4.5 Gelet op het door de gerechtsdeurwaarders overgelegde uittreksel van de Kamer van Koophandel is [      ]B.V. ook geen rechtspersoon waarvan de gerechtsdeurwaarder wist of had behoren te weten dat hijzelf, zijn echtgenoot, geregistreerd partner of een persoon met wie hij een duurzame relatie onderhoudt en samenwoont, noch een van de bloed of aanverwanten in rechte lijn van voornoemde personen, daarin een meerderheid van de aandelen bezit of de functie van directeur vervult.

5. Nog los van het feit dat daartoe geen aanleiding is, kent de Gerechtsdeurwaarderswet geen bepaling op grond waarvan een proceskostenveroordeling kan worden toegewezen. Voor de overige door klager gedane verzoeken is in het tuchtrecht geen plaats.”

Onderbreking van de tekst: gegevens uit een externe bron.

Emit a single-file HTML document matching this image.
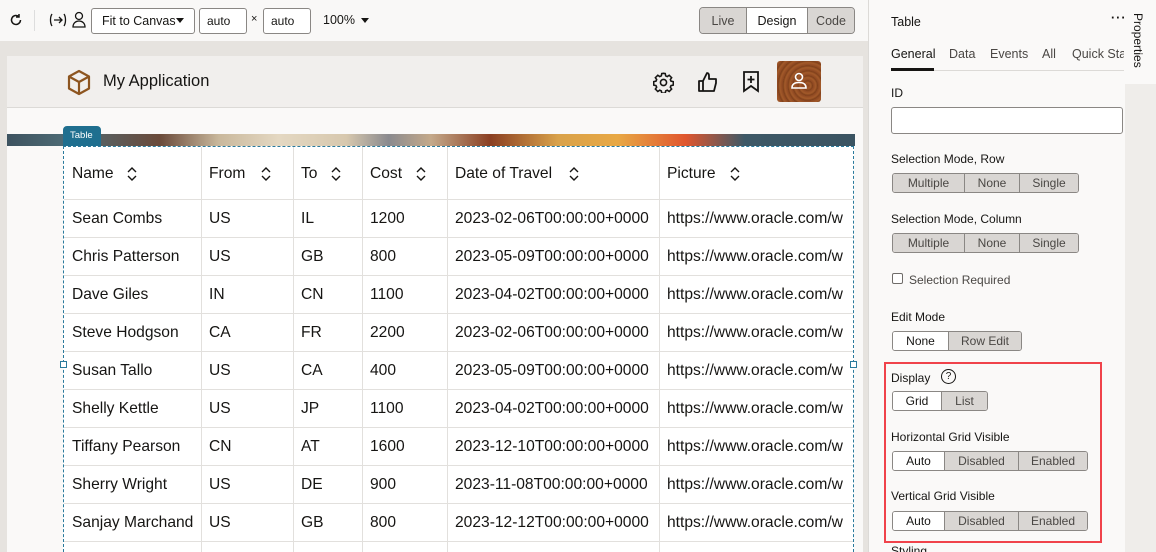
<!DOCTYPE html>
<html><head><meta charset="utf-8"><style>
*{box-sizing:border-box;margin:0;padding:0}
html,body{width:1156px;height:552px;overflow:hidden}
body{position:relative;font-family:"Liberation Sans",sans-serif;background:#e6e3df;color:#161513}
.a{position:absolute}
.t{font-size:12.5px;white-space:nowrap}
.seg{position:absolute;display:flex;height:20px;border:1px solid #8a8784;border-radius:3px;overflow:hidden;font-size:12px}
.seg div{background:#d9d6d3;color:#4a4744;display:flex;align-items:center;justify-content:center;border-left:1px solid #8a8784}
.seg div:first-child{border-left:none}
.seg div.on{background:#fff;color:#161513}
.lbl{position:absolute;font-size:12px;color:#161513}
.cell{position:absolute;font-size:15.6px;color:#161513;white-space:nowrap}
.srt{position:absolute}
</style></head><body>
<!-- toolbar -->
<div class="a" style="left:0;top:0;width:869px;height:41px;background:#f9f8f7"></div>
<svg class="a" style="left:9px;top:13px" width="14" height="14" viewBox="0 0 14 14"><path d="M11.5 7a4.5 4.5 0 1 1-1.5-3.4" fill="none" stroke="#161513" stroke-width="1.5"/><path d="M10 1v3h-3" fill="none" stroke="#161513" stroke-width="1.5"/></svg>
<div class="a" style="left:34px;top:10px;width:1px;height:21px;background:#ddd"></div>
<svg class="a" style="left:49px;top:13px" width="18" height="14" viewBox="0 0 18 14"><path d="M3 1C1 4 1 10 3 13 M15 1c2 3 2 9 0 12 M5 7h8 M10 4l3 3-3 3" fill="none" stroke="#161513" stroke-width="1.3"/></svg>
<svg class="a" style="left:72px;top:11px" width="14" height="17" viewBox="0 0 14 17"><circle cx="7" cy="5" r="3.5" fill="none" stroke="#161513" stroke-width="1.3"/><path d="M1 16c0-4 3-6 6-6s6 2 6 6z" fill="none" stroke="#161513" stroke-width="1.3"/></svg>
<div class="a" style="left:91px;top:8px;width:104px;height:26px;border:1px solid #8a8784;border-radius:3px;background:#fff"></div>
<div class="a t" style="left:102px;top:14px">Fit to Canvas</div>
<div class="a" style="left:176px;top:18px;border:4px solid transparent;border-top:5px solid #161513"></div>
<div class="a" style="left:199px;top:8px;width:48px;height:26px;border:1px solid #8a8784;border-radius:3px;background:#fff"></div>
<div class="a t" style="left:207px;top:14px;font-size:12px">auto</div>
<div class="a t" style="left:251px;top:13px;font-size:11px">×</div>
<div class="a" style="left:263px;top:8px;width:48px;height:26px;border:1px solid #8a8784;border-radius:3px;background:#fff"></div>
<div class="a t" style="left:271px;top:14px;font-size:12px">auto</div>
<div class="a t" style="left:323px;top:13px;font-size:12.5px">100%</div>
<div class="a" style="left:361px;top:18px;border:4px solid transparent;border-top:5px solid #161513"></div>
<div class="seg" style="left:699px;top:7px;height:27px;font-size:12.5px;border-radius:4px"><div style="width:46px">Live</div><div class="on" style="width:61px">Design</div><div style="width:47px">Code</div></div>
<!-- app -->
<div class="a" style="left:7px;top:56px;width:856px;height:496px;background:#faf9f8"></div>
<div class="a" style="left:7px;top:56px;width:856px;height:52px;background:#f1efed;border-bottom:1px solid #dcdad7"></div>
<svg class="a" style="left:66px;top:69px" width="26" height="27" viewBox="0 0 26 27"><path d="M13 2l10 5.5v12L13 25 3 19.5v-12z M3 7.5l10 5.5 10-5.5 M13 13v12" fill="none" stroke="#8d5520" stroke-width="2.2" stroke-linejoin="round"/></svg>
<div class="a" style="left:103px;top:72px;font-size:16.5px">My Application</div>
<svg class="a" style="left:653px;top:72px" width="21" height="21" viewBox="0 0 24 24"><path d="M12 1.5l2 .3.5 2.6 1.8.8 2.2-1.5 2.8 2.8-1.5 2.2.8 1.8 2.6.5v4l-2.6.5-.8 1.8 1.5 2.2-2.8 2.8-2.2-1.5-1.8.8-.5 2.6h-4l-.5-2.6-1.8-.8-2.2 1.5-2.8-2.8 1.5-2.2-.8-1.8-2.6-.5v-4l2.6-.5.8-1.8-1.5-2.2 2.8-2.8 2.2 1.5 1.8-.8.5-2.6z" fill="none" stroke="#161513" stroke-width="1.8"/><circle cx="12" cy="12" r="3.5" fill="none" stroke="#161513" stroke-width="1.8"/></svg>
<svg class="a" style="left:697px;top:71px" width="22" height="22" viewBox="0 0 22 22"><path d="M2 10h4v10H2z M6 10l4-8c2 0 2 2 2 3v3h7v4l-2 8H6" fill="none" stroke="#161513" stroke-width="1.8" stroke-linejoin="round"/></svg>
<svg class="a" style="left:742px;top:71px" width="18" height="22" viewBox="0 0 18 22"><path d="M2 1h14v19l-7-5-7 5z M9 5v7 M5.5 8.5h7" fill="none" stroke="#161513" stroke-width="1.8"/></svg>
<div class="a" style="left:777px;top:61px;width:44px;height:41px;border-radius:3px;background:repeating-radial-gradient(circle at 70% 60%,#8a4520 0,#a35a2a 3px,#7a3d18 5px)"></div>
<svg class="a" style="left:790px;top:71px" width="18" height="20" viewBox="0 0 18 20"><circle cx="9" cy="6" r="3.5" fill="none" stroke="#fff" stroke-width="1.6"/><path d="M2 17c0-4 3-5.5 7-5.5s7 1.5 7 5.5z" fill="none" stroke="#fff" stroke-width="1.6"/></svg>
<!-- banner -->
<div class="a" style="left:7px;top:134px;width:848px;height:12px;background:linear-gradient(90deg,#3d5360 0,#4e6b75 7%,#6a4a3a 18%,#c9b89c 25%,#e4d8c2 32%,#d7c8ae 40%,#8a8a8e 45%,#c4a98a 50%,#8a3f22 57%,#d9a24a 65%,#e8a844 72%,#e0562e 80%,#3d5866 87%,#3b5462 100%)"></div>
<div class="a" style="left:63px;top:126px;width:38px;height:20px;background:#1f6f8f;border-radius:4px 4px 0 0;color:#fff;font-size:9.5px;padding:4px 0 0 7px">Table</div>
<!-- table -->
<div class="a" style="left:63px;top:146px;width:791px;height:406px;background:#fff;border-left:1px dashed #2a7a9c;border-top:1px dashed #2a7a9c;border-right:1px dashed #2a7a9c"></div>
<div class="a" style="left:60px;top:361px;width:7px;height:7px;border:1px solid #2a7a9c;background:#fff"></div>
<div class="a" style="left:850px;top:361px;width:7px;height:7px;border:1px solid #2a7a9c;background:#fff"></div>
<div id="tbl"></div>
<script>
var cols=[64,201,293,362,447,659],h=["Name","From","To","Cost","Date of Travel","Picture"],ar=[126,260,330,415,568,729];
var rows=[["Sean Combs","US","IL","1200"],["Chris Patterson","US","GB","800"],["Dave Giles","IN","CN","1100"],["Steve Hodgson","CA","FR","2200"],["Susan Tallo","US","CA","400"],["Shelly Kettle","US","JP","1100"],["Tiffany Pearson","CN","AT","1600"],["Sherry Wright","US","DE","900"],["Sanjay Marchand","US","GB","800"]];
var dates=["2023-02-06","2023-05-09","2023-04-02","2023-02-06","2023-05-09","2023-04-02","2023-12-10","2023-11-08","2023-12-12"];
var s="";
for(var i=1;i<6;i++)s+='<div class="a" style="left:'+cols[i]+'px;top:147px;width:1px;height:405px;background:#e2e0dd"></div>';
for(var i=0;i<6;i++){s+='<div class="cell" style="left:'+(cols[i]+8)+'px;top:165px">'+h[i]+'</div>';
s+='<svg class="srt" style="left:'+ar[i]+'px;top:166px" width="12" height="16" viewBox="0 0 12 16"><path d="M2 6l4-4 4 4 M2 10l4 4 4-4" fill="none" stroke="#161513" stroke-width="1.4"/></svg>';}
s+='<div class="a" style="left:64px;top:199px;width:789px;height:1px;background:#e2e0dd"></div>';
for(var r=0;r<9;r++){var y=199+38*r;var d=rows[r].concat([dates[r]+"T00:00:00+0000","https://www.oracle.com/w"]);
for(var i=0;i<6;i++)s+='<div class="cell" style="left:'+(cols[i]+8)+'px;top:'+(y+11)+'px;'+(i==5?'width:186px;overflow:hidden':'')+'">'+d[i]+'</div>';
s+='<div class="a" style="left:64px;top:'+(y+38)+'px;width:789px;height:1px;background:#e2e0dd"></div>';}
document.getElementById("tbl").innerHTML=s;
</script>
<!-- right panel -->
<div class="a" style="left:868px;top:0;width:1px;height:552px;background:#dcdad7"></div>
<div class="a" style="left:869px;top:0;width:287px;height:552px;background:#faf9f8"></div>
<div class="a" style="left:1125px;top:84px;width:31px;height:468px;background:#efedea"></div>
<div class="a" style="left:1131px;top:13px;font-size:12px;transform-origin:0 0;transform:translate(14px,0) rotate(90deg);white-space:nowrap">Properties</div>
<div class="a t" style="left:891px;top:15px;font-size:12.5px">Table</div>
<div class="a t" style="left:1111px;top:11px;font-weight:bold;letter-spacing:1px">···</div>
<div class="a t" style="left:891px;top:47px">General</div>
<div class="a t" style="left:949px;top:47px;color:#4a4744">Data</div>
<div class="a t" style="left:990px;top:47px;color:#4a4744">Events</div>
<div class="a t" style="left:1042px;top:47px;color:#4a4744">All</div>
<div class="a t" style="left:1072px;top:47px;color:#4a4744;width:52px;overflow:hidden">Quick Sta</div>
<div class="a" style="left:891px;top:70px;width:233px;height:1px;background:#dcdad7"></div>
<div class="a" style="left:891px;top:68px;width:43px;height:3px;background:#161513"></div>
<div class="lbl" style="left:891px;top:86px">ID</div>
<div class="a" style="left:891px;top:107px;width:232px;height:27px;border:1px solid #8a8784;border-radius:3px;background:#fff"></div>
<div class="lbl" style="left:891px;top:152px">Selection Mode, Row</div>
<div class="seg" style="left:892px;top:173px"><div style="width:71px">Multiple</div><div style="width:55px">None</div><div style="width:59px">Single</div></div>
<div class="lbl" style="left:891px;top:212px">Selection Mode, Column</div>
<div class="seg" style="left:892px;top:233px"><div style="width:71px">Multiple</div><div style="width:55px">None</div><div style="width:59px">Single</div></div>
<div class="a" style="left:892px;top:273px;width:11px;height:11px;border:1px solid #6f6c69;border-radius:2px;background:#fff"></div>
<div class="lbl" style="left:909px;top:273px;color:#4a4744">Selection Required</div>
<div class="lbl" style="left:891px;top:310px">Edit Mode</div>
<div class="seg" style="left:892px;top:331px"><div class="on" style="width:55px">None</div><div style="width:73px">Row Edit</div></div>
<div class="a" style="left:884px;top:362px;width:218px;height:181px;border:2px solid #f0434b"></div>
<div class="lbl" style="left:891px;top:371px">Display</div>
<div class="a" style="left:941px;top:369px;width:15px;height:15px;border:1.3px solid #161513;border-radius:50%;font-size:10px;text-align:center;line-height:13px">?</div>
<div class="seg" style="left:892px;top:391px"><div class="on" style="width:48px">Grid</div><div style="width:46px">List</div></div>
<div class="lbl" style="left:891px;top:430px">Horizontal Grid Visible</div>
<div class="seg" style="left:892px;top:451px"><div class="on" style="width:51px">Auto</div><div style="width:74px">Disabled</div><div style="width:69px">Enabled</div></div>
<div class="lbl" style="left:891px;top:489px">Vertical Grid Visible</div>
<div class="seg" style="left:892px;top:511px"><div class="on" style="width:51px">Auto</div><div style="width:74px">Disabled</div><div style="width:69px">Enabled</div></div>
<div class="lbl" style="left:891px;top:544px">Styling</div>
</body></html>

6. De beoordeling van de gronden van het verzet

De door klager in verzet aangevoerde gronden werpen naar het oordeel van de Kamer geen nieuw licht op de beslissing van de voorzitter, die de Kamer juist acht. Deze gronden bieden evenmin aanknopingspunten om de motivering van de beslissing aan te passen. Het verzet kan daarom niet slagen en dient ongegrond te worden verklaard

7. Op grond van het voorgaande wordt beslist als volgt.

BESLISSING

De Kamer voor Gerechtsdeurwaarders:

-                     verklaart het verzet ongegrond.

Aldus gegeven door mr. A.W.J. Ros, (plaatsvervangend) voorzitter,

mrs. M.S.F. Voskens en J.J.L. Boudewijn , leden, en uitgesproken ter openbare terechtzitting van 5 juni 2012 in tegenwoordigheid van H.A.J. van der Lee, secretaris.

Op grond van het bepaalde in artikel 39, vierde lid, van de Gerechtsdeurwaarderswet staat tegen deze beslissing geen rechtsmiddel open.